To-morrow Duffy and I go to Sligo (only 20 or 30 miles); there, Walker (A. Sterling's friend) keeps us as guests till Wednesday morning; Forster in the meanwhile has other excursions to make along the shore here, and will rejoin us on Sligo Streets, and mount the Coach or Car with us,—for 30 or 40 miles on; to a little town called Donegal, there I leave him, to make his way round by the coast to Gweedore; … Enough, enough, my poor little wearied woman. To-morrow I expect to hear of you at Sligo; on Wednesday, I am to ask for Forster's Letters at “Letter Kenny,” and will ask for myself too, he having advised you to write thither, tho' I guess there will be nothing, you being rather unadvisable!

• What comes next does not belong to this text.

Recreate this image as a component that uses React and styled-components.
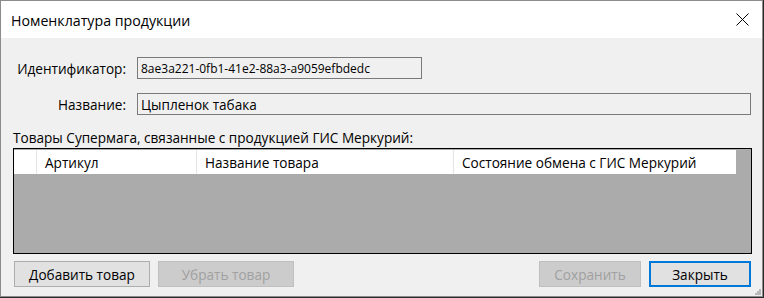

My poor little Goody—ah me, my heart is sore for thee, and that sad Haddington night (for I have got all your bits of news out of Forster as we came along, having the whole side of the Car to ourselves): however, it was perhaps right; indeed I imagine I should have done the very same myself. God help thee, my little one; think that, beside that Grave, there is also one soul still alive who can never cease to love thee. Yes, after his own wild way,—stern as the way of death,—to love thee: that is a truth, and will remain one. Eheu, eheu [Alas, alas]!—

But now having got safe to Auchtertool harbour, you will send me Letters in plenty, will you not? At any rate you will lie quiet, and get into heart and health again. And you have your MS.3 with you to copy, if you like; a precious thing indeed!

Duffy has always been kind and loyal to me; but he is not half so good a manager as Forster is: …

But, alas, my Dear, I am leaving the able editor to rot; I really must give up. Best regards to your Uncle,4 whom I hope soon to see; to Walter himself and Jeannie if she be there. Good be ever with you my Jeannie!